10 Theories of Guru Nanak Dev Ji
Guru Nanak Sahib believed that there is only one God who resides in every person. All human beings can have direct access to God with no need for rituals or priests. His most radical social teachings denounced the caste system and taught that everyone is equal, regardless of caste or gender. Therefore, we should not discriminate against each other on the basis of religion, caste, sex, state. He told that Seva-Arpan, Satsang, and Kirtan are the basic concepts of Sikhism as the Almighty God. The teachings of Nanak Dev Sahib are present in Guru Granth Sahib.
- There is one god.
- We should follow or worship only one god.
- God exists everywhere and in every living being.
- There is no fear for those who believe in god and have full faith in him.
- Work with all sincerity and pray to God.
- We should never persecute any living being.
- We should always feel happy and live happily.
- We should donate some part of the money we earned with our honesty and hard work.
- Every person is equal – either male or female.
- We have to eat for keeping our sound health but we must stay away from greediness.
Guru Nanak Dev Ji was the founder and first Guru of Sikhism. Sikhism is the youngest of all major religions dating from the 15th century AD. The followers of this religion are scattered around the globe. This religion does not allow idol worship, but the Holy Book or the Guru Granth Sahib is the guide for leading a pious and good life.

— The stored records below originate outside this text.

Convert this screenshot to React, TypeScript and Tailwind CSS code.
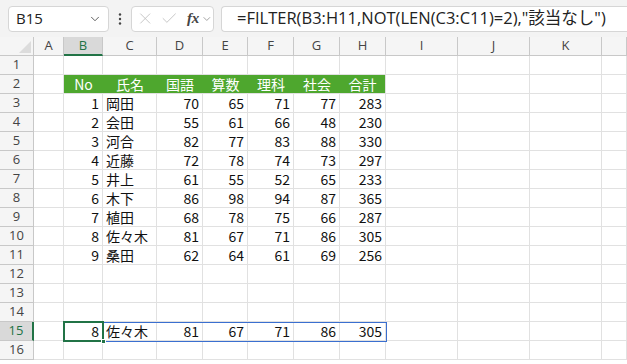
import { ChevronDown, X, Check } from "lucide-react";

const cols = ["A", "B", "C", "D", "E", "F", "G", "H", "I", "J", "K", ""];
const widths = [30, 39, 54, 46, 45, 46, 46, 46, 72, 72, 72, 25];

const header = ["No", "氏名", "国語", "算数", "理科", "社会", "合計"];
const data: (string | number)[][] = [
  [1, "岡田", 70, 65, 71, 77, 283],
  [2, "会田", 55, 61, 66, 48, 230],
  [3, "河合", 82, 77, 83, 88, 330],
  [4, "近藤", 72, 78, 74, 73, 297],
  [5, "井上", 61, 55, 52, 65, 233],
  [6, "木下", 86, 98, 94, 87, 365],
  [7, "植田", 68, 78, 75, 66, 287],
  [8, "佐々木", 81, 67, 71, 86, 305],
  [9, "桑田", 62, 64, 61, 69, 256],
];
const result: (string | number)[] = [8, "佐々木", 81, 67, 71, 86, 305];

const font = { fontFamily: '"Noto Sans CJK JP", "Noto Sans", sans-serif' };

function rowContent(r: number): (string | number)[] | "header" | null {
  if (r === 2) return "header";
  if (r >= 3 && r <= 11) return data[r - 3];
  if (r === 15) return result;
  return null;
}

export default function App() {
  const rows = Array.from({ length: 16 }, (_, i) => i + 1);
  return (
    <div className="relative h-[364px] w-[627px] overflow-hidden bg-white" style={font}>
      {/* formula bar */}
      <div className="flex h-[37px] items-center bg-[#f3f3f3] pl-[8px]">
        <div className="flex h-[26px] w-[101px] items-center justify-between rounded-[4px] border border-[#d6d6d6] bg-white pl-[7px] pr-[6px] text-[15px] text-[#222]">
          <span style={{ fontFamily: '"Open Sans", sans-serif' }}>B15</span>
          <ChevronDown size={14} strokeWidth={1.6} className="text-[#555]" />
        </div>
        <div className="flex w-[22px] justify-center">
          <svg width="4" height="14" viewBox="0 0 4 14">
            <circle cx="2" cy="2.5" r="1.2" fill="#444" />
            <circle cx="2" cy="7" r="1.2" fill="#444" />
            <circle cx="2" cy="11.5" r="1.2" fill="#444" />
          </svg>
        </div>
        <div className="flex h-[26px] w-[83px] items-center rounded-[4px] border border-[#d6d6d6] bg-white pl-[4px] text-[#bdbdbd]">
          <X size={19} strokeWidth={1.1} />
          <Check size={19} strokeWidth={1.1} className="ml-[6px]" />
          <span
            className="ml-[8px] text-[15px] font-bold italic text-[#444]"
            style={{ fontFamily: '"Liberation Serif", serif' }}
          >
            fx
          </span>
          <ChevronDown size={12} strokeWidth={1.4} className="ml-[2px] text-[#777]" />
        </div>
        <div className="ml-[7px] flex h-[26px] flex-1 items-center rounded-l-[4px] border border-r-0 border-[#d6d6d6] bg-white pl-[15px] text-[16.5px] text-[#222]">
          <span style={{ fontFamily: '"Open Sans", "Noto Sans CJK JP", sans-serif' }}>
            =FILTER(B3:H11,NOT(LEN(C3:C11)=2),"該当なし")
          </span>
        </div>
      </div>

      {/* column headers */}
      <div className="flex h-[19px] bg-[#f5f5f5] text-[13px] text-[#444]" style={{ fontFamily: '"Open Sans", sans-serif' }}>
        <div className="relative w-[34px] shrink-0 border-r border-b border-[#c8c8c8]">
          <svg className="absolute bottom-[2px] right-[2px]" width="12" height="12" viewBox="0 0 12 12">
            <polygon points="12,0 12,12 0,12" fill="#dcdcdc" />
          </svg>
        </div>
        {cols.map((c, i) => (
          <div
            key={i}
            className={
              c === "B"
                ? "flex shrink-0 items-center justify-center border-r border-b-2 border-r-[#c8c8c8] border-b-[#217346] bg-[#d9d9d9] text-[#217346]"
                : "flex shrink-0 items-center justify-center border-r border-b border-[#c8c8c8]"
            }
            style={{ width: widths[i] }}
          >
            {c}
          </div>
        ))}
      </div>

      {/* rows */}
      {rows.map((r) => {
        const content = rowContent(r);
        const sel = r === 15;
        return (
          <div key={r} className="flex h-[19px]">
            <div
              className={
                sel
                  ? "flex w-[34px] shrink-0 items-center justify-center border-b border-r-2 border-b-[#c8c8c8] border-r-[#217346] bg-[#d9d9d9] text-[13px] text-[#217346]"
                  : "flex w-[34px] shrink-0 items-center justify-center border-r border-b border-[#c8c8c8] bg-[#f5f5f5] text-[13px] text-[#444]"
              }
              style={{ fontFamily: '"Open Sans", sans-serif' }}
            >
              {r}
            </div>
            {widths.map((w, i) => {
              const ci = i - 1; // B = 0
              if (content === "header" && ci >= 0 && ci <= 6) {
                return (
                  <div
                    key={i}
                    className={
                      "flex shrink-0 items-center justify-center border-b border-[#e1e1e1] bg-[#4ea72e] text-[14px] text-white " +
                      (ci === 6 ? "border-r border-r-[#e1e1e1]" : "")
                    }
                    style={{ width: w }}
                  >
                    {header[ci]}
                  </div>
                );
              }
              const val = Array.isArray(content) && ci >= 0 && ci <= 6 ? content[ci] : null;
              return (
                <div
                  key={i}
                  className={
                    "flex shrink-0 items-center whitespace-nowrap border-r border-b border-[#e1e1e1] px-[3px] text-[14px] text-[#111] " +
                    (ci === 1 ? "justify-start" : "justify-end")
                  }
                  style={{ width: w }}
                >
                  {val}
                </div>
              );
            })}
          </div>
        );
      })}

      {/* spill border B15:H15 */}
      <div className="pointer-events-none absolute left-[64px] top-[322px] h-[20px] w-[323px] border border-[#3a6fd0]" />
      {/* active cell B15 */}
      <div className="pointer-events-none absolute left-[63px] top-[321px] h-[21px] w-[41px] border-2 border-[#217346]" />
      <div className="pointer-events-none absolute left-[101px] top-[339px] h-[5px] w-[5px] border border-white bg-[#217346]" />
    </div>
  );
}
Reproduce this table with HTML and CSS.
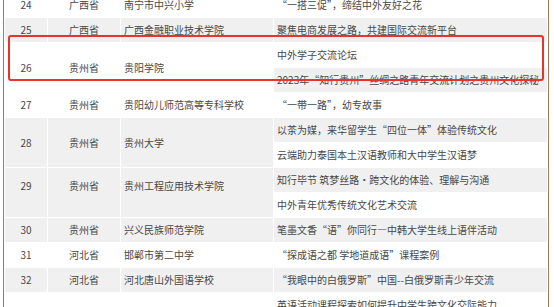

Sikhism rejects idolatry, the caste system, ritualism, and asceticism. It recognizes the equality between both genders and all religions, prohibits the intake of any intoxicants, and encourages an honest, truthful living. Sikhs have their own holy scripture, Guru Granth Sahib. Written, composed, and compiled by the Sikh Gurus themselves, the Guru Granth Sahib serves as the ultimate source of spiritual guidance for Sikhs. While the Sikhs hold their Gurus in high reverence, they are not to be worshipped; Sikhs may only worship God.